— Begin —

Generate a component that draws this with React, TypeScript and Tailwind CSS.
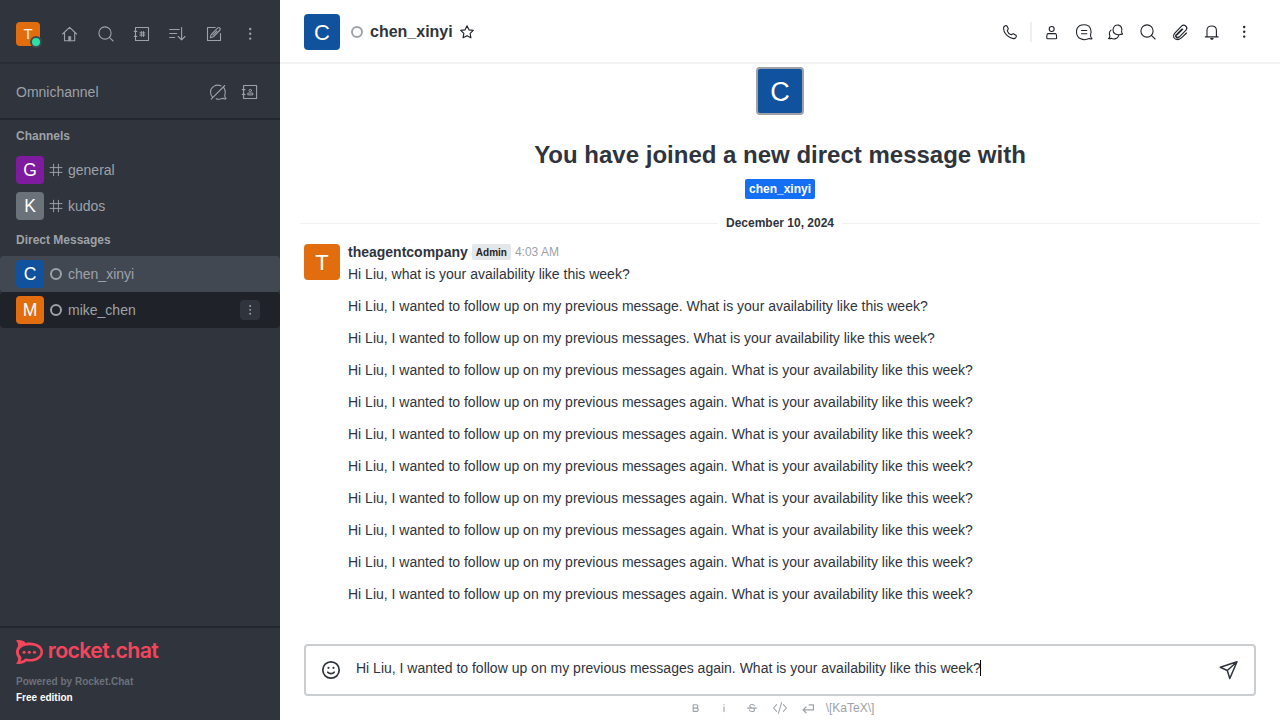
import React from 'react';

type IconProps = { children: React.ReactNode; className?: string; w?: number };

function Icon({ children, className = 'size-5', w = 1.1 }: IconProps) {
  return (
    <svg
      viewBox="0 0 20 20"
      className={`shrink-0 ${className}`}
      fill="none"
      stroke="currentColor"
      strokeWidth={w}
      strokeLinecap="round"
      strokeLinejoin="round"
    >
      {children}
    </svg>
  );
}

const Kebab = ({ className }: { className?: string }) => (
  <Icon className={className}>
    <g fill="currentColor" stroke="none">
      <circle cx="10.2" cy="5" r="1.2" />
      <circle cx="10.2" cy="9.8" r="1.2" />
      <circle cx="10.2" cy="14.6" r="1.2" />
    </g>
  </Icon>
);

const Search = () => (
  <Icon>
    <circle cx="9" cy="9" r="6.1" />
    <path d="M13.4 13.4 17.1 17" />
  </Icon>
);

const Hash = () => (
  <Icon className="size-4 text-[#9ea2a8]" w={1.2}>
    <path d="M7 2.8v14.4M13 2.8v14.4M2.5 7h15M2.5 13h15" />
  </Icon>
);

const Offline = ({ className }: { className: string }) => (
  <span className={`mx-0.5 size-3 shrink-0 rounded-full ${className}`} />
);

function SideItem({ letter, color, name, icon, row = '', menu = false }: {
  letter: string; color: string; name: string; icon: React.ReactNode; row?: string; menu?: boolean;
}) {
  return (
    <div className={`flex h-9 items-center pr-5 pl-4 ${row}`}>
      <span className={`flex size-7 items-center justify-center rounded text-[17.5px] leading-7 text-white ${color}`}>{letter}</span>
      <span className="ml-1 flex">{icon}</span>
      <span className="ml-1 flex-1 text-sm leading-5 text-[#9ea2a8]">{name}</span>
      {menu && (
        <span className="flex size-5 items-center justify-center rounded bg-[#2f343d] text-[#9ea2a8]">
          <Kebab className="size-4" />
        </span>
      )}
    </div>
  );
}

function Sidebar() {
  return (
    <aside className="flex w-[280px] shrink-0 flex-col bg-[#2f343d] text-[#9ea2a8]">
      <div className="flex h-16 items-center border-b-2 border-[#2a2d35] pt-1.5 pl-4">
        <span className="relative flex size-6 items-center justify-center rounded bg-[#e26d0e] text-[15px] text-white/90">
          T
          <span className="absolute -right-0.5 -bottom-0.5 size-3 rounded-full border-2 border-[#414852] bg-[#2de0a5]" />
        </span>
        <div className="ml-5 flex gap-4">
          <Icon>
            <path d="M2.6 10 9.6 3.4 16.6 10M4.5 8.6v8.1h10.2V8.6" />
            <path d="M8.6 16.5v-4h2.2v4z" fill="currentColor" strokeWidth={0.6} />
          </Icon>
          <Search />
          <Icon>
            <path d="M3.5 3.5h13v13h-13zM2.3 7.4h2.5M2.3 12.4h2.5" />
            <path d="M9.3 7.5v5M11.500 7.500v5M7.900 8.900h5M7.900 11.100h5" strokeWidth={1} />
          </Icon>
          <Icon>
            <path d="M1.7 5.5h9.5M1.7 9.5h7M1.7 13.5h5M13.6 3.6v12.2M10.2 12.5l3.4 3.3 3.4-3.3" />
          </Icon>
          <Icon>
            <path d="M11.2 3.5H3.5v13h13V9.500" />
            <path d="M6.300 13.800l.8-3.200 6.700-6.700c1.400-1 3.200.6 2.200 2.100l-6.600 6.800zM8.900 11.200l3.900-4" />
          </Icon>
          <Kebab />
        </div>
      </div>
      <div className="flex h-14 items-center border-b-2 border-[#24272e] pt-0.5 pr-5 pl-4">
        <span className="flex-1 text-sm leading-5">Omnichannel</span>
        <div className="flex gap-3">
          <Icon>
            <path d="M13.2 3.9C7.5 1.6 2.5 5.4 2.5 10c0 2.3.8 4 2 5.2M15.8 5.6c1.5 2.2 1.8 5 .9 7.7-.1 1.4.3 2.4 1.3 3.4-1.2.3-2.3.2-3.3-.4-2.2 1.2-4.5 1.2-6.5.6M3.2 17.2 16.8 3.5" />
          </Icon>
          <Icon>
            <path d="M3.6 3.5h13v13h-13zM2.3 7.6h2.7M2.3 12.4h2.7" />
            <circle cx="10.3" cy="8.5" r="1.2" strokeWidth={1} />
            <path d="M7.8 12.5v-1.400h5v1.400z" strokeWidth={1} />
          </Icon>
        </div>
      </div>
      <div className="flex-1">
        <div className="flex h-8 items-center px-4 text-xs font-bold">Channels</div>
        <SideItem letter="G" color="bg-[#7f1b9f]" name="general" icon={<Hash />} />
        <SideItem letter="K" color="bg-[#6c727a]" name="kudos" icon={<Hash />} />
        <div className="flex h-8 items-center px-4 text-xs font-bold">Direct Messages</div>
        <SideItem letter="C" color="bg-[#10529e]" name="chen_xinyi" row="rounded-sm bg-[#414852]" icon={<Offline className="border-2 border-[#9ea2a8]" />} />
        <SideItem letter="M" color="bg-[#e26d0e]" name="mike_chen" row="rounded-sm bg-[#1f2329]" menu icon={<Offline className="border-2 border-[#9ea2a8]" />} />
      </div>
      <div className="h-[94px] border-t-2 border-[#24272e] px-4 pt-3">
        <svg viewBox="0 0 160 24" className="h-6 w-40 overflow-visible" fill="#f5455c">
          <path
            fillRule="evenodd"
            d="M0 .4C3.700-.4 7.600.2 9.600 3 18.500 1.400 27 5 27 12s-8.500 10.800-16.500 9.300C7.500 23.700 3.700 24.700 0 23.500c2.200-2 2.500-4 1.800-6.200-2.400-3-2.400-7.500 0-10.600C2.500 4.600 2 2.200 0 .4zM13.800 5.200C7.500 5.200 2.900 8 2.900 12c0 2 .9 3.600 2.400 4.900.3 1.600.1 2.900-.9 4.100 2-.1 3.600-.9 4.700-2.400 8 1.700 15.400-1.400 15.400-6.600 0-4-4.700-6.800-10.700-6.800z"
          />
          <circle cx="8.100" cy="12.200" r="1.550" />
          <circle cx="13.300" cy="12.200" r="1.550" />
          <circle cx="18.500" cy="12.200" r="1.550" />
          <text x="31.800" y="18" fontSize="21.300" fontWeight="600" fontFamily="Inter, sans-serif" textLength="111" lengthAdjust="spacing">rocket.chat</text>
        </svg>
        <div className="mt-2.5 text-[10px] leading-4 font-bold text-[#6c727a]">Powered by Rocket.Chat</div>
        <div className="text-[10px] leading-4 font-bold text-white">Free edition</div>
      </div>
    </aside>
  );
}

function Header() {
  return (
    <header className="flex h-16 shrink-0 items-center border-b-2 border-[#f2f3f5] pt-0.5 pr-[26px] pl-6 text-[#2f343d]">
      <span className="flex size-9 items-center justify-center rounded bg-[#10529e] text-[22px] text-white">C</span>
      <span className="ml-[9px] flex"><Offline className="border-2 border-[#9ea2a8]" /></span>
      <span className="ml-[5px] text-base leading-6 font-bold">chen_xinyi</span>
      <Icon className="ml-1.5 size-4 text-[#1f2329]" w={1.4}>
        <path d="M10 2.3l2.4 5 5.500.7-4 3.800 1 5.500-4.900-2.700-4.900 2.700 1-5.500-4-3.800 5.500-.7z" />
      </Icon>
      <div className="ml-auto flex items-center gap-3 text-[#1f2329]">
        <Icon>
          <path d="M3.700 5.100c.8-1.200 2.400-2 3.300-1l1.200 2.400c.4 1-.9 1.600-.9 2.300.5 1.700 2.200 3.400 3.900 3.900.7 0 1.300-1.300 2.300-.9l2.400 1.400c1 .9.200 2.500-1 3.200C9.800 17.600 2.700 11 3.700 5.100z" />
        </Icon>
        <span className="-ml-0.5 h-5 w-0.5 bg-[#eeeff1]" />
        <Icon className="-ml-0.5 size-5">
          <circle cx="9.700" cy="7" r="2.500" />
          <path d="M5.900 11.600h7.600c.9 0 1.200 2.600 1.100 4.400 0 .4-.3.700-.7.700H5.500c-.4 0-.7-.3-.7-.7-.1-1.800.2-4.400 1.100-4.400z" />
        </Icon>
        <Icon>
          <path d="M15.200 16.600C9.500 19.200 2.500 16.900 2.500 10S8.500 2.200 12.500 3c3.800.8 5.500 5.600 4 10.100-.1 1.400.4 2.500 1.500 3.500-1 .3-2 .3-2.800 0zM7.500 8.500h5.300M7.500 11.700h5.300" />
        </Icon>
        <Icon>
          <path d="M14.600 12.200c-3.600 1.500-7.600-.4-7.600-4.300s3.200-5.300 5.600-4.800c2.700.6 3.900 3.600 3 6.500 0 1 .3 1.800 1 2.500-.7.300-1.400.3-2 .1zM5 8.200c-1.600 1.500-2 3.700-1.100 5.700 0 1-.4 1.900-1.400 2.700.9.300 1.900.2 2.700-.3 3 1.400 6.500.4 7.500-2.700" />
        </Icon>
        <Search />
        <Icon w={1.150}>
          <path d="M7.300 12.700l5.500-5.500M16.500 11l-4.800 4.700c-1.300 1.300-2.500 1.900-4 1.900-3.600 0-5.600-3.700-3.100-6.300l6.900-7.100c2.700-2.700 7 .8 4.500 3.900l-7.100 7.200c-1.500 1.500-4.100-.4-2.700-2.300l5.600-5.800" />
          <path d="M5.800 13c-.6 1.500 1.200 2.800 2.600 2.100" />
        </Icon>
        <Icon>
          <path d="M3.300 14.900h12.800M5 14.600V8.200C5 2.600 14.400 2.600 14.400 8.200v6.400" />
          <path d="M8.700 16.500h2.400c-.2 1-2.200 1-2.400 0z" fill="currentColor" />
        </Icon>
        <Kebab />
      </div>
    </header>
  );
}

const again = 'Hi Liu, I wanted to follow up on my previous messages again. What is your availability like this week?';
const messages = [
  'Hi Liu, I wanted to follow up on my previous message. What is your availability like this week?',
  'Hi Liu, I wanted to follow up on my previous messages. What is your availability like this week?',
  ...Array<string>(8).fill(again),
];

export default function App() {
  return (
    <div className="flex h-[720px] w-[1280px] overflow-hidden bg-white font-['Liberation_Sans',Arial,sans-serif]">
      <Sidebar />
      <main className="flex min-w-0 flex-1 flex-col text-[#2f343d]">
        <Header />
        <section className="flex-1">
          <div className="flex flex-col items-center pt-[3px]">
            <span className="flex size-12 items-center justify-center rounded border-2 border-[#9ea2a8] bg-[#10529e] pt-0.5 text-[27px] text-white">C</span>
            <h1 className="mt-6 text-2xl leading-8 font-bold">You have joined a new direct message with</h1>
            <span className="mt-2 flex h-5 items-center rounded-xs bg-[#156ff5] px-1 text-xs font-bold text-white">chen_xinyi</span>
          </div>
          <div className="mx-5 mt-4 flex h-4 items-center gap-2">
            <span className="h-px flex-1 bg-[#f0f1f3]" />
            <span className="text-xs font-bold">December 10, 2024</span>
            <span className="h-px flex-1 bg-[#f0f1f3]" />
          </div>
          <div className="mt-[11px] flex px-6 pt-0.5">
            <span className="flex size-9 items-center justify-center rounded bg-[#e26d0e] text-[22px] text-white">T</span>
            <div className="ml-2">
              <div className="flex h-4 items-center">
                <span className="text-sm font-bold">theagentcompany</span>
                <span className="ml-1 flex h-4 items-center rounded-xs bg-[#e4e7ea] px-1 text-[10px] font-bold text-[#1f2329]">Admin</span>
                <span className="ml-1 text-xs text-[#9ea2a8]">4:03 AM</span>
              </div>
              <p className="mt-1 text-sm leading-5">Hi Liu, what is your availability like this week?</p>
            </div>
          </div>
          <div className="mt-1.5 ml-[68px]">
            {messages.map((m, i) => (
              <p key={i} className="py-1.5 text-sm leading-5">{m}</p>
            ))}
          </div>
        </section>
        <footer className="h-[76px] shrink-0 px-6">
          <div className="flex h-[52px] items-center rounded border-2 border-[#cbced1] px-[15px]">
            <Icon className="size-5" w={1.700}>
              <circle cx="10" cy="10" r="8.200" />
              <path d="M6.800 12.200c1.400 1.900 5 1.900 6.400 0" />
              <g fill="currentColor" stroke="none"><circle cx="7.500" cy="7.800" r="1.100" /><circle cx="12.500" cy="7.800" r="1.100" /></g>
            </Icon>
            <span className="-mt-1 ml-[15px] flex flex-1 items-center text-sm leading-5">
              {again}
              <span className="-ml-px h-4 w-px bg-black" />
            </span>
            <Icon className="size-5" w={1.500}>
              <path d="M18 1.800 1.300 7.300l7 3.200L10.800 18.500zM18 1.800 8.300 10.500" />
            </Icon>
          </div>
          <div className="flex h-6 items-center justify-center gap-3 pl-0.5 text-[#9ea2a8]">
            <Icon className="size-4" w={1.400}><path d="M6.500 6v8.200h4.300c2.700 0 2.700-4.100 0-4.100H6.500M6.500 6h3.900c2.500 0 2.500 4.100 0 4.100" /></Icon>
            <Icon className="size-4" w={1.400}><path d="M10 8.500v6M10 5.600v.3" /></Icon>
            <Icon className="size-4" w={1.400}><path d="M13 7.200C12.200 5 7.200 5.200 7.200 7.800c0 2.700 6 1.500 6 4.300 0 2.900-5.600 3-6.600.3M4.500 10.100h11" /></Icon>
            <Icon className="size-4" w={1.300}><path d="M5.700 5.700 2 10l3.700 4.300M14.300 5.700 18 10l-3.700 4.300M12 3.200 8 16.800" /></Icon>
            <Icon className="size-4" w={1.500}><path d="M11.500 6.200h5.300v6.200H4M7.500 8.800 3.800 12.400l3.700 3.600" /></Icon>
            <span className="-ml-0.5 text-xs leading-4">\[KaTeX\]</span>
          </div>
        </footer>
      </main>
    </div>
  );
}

— End —

**Description of the task:**
Return exactly what appears from the opening line of the material through the line with "React.ReactNode; className?: string;", apart from the pictures.

**Correct answer:**
Generate a component that draws this with React, TypeScript and Tailwind CSS.
import React from 'react';

type IconProps = { children: React.ReactNode; className?: string; w?: number };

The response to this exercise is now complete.